New feature (non-breaking change which adds functionality)
This change requires a documentation update

How Has This Been Tested?

Please describe the tests that you ran to verify your changes. Provide instructions so we can reproduce. Please also list any relevant details for your test configuration

Added new unit/integration tests
[] Added new notebook (that tests end-to-end)
I stared at the code and made sure it makes sense

Suggested Checklist:

I have performed a self-review of my own code
I have commented my code, particularly in hard-to-understand areas
I have made corresponding changes to the documentation
I have added Google Colab support for the newly added notebooks.
My changes generate no new warnings
I have added tests that prove my fix is effective or that my feature works
New and existing unit tests pass locally with my changes
I ran make format; make lint to appease the lint gods

…es-awsdocdb/llama_index/vector_stores/awsdocdb.py

vidur2 · 2024-03-26T03:40:35Z

Our unit tests require one to input their own AWS credentials to run. In order to avoid exposing AWS secrets, we didn't include ours as part of the PR. Is there some way we can get approved without having these tests pass?

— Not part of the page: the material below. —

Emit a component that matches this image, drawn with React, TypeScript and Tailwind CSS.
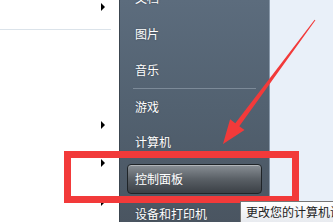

...tor_stores/llama-index-vector-stores-awsdocdb/llama_index/vector_stores/awsdocdb/awsdocdb.py

logan-markewich · 2024-03-26T16:09:12Z

docs/docs/community/integrations/vector_stores.md

It might also be good to add an example notebook in docs/docs/examples/vector_stores ?

logan-markewich

lgtm, but still would be nice to have an example so people know how to use this :)

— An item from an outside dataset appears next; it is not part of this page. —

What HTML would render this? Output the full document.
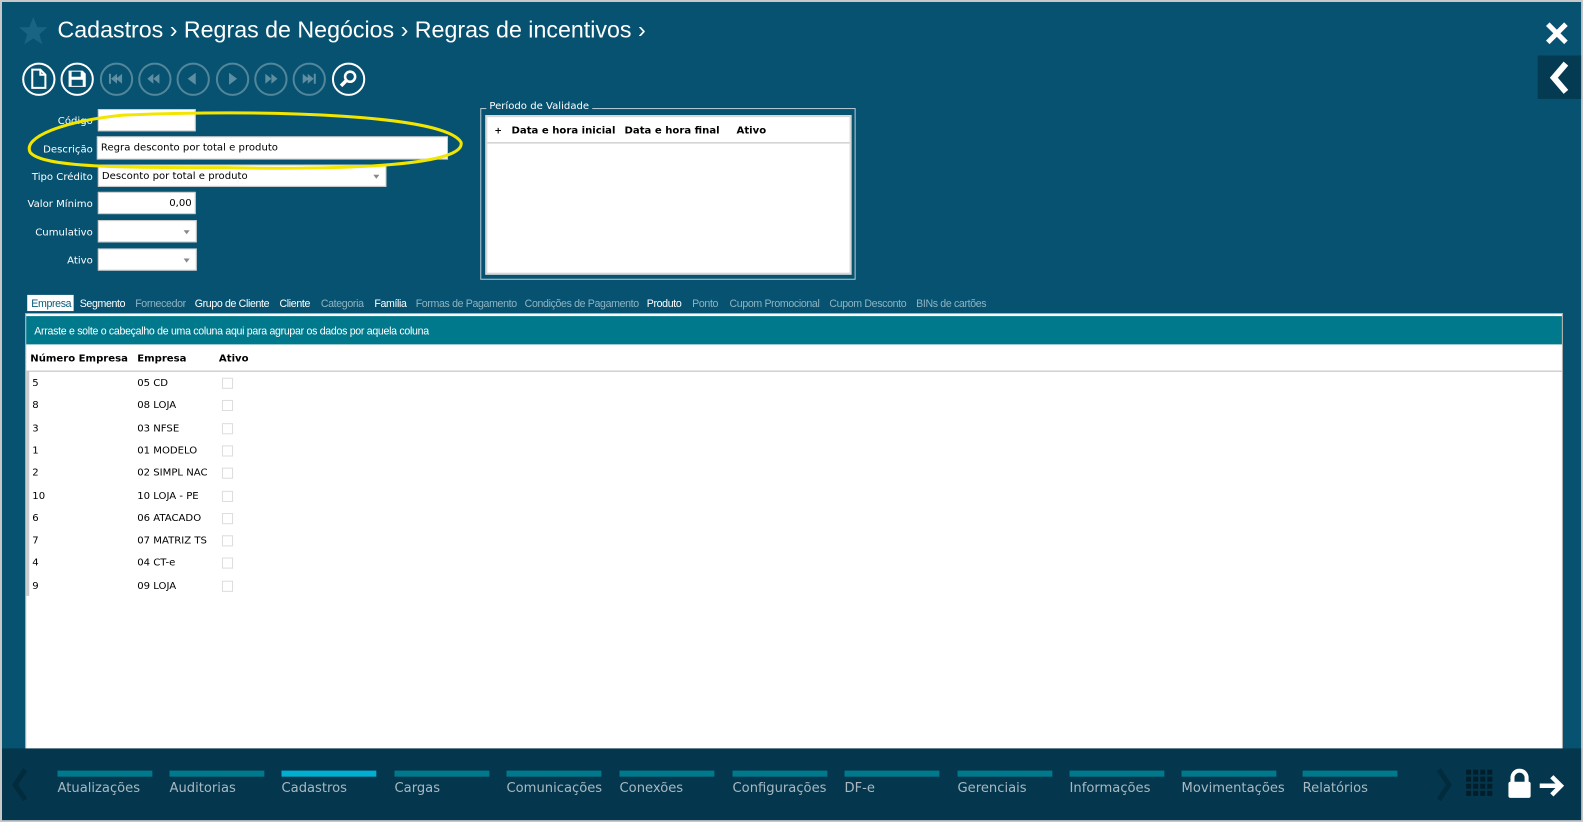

logan-markewich · 2024-03-29T15:45:28Z

The tests should mock out API requests, or should be skipped properly if creds are missing

vidur2 · 2024-04-01T22:27:11Z

The tests should mock out API requests, or should be skipped properly if creds are missing
Should be fixed.

review-notebook-app · 2024-04-13T08:11:12Z

Check out this pull request on

See visual diffs & provide feedback on Jupyter Notebooks.

Powered by ReviewNB

prajwalsaokar · 2024-04-13T08:12:10Z

@logan-markewich is there anything else we need to add so that this can be merged? thanks for guiding us through the process

logan-markewich · 2024-04-15T16:52:31Z

@prajwalsaokar the tests were a little wonky -- we need to mark them as skip (which is what I did), if we aren't going to mock the API calls. Also cleaned up a few other things, should be good to go now

logan-markewich · 2024-04-15T17:27:14Z

@prajwalsaokar ngl the tests are pretty borked -- do you mind taking a look and ensuring either
a) things are properly mocked (api calls, etc.)
b) things are properly skipped when not mocked and things are missing
c) that tests actually work (I was hitting all kinds of errors actually haha)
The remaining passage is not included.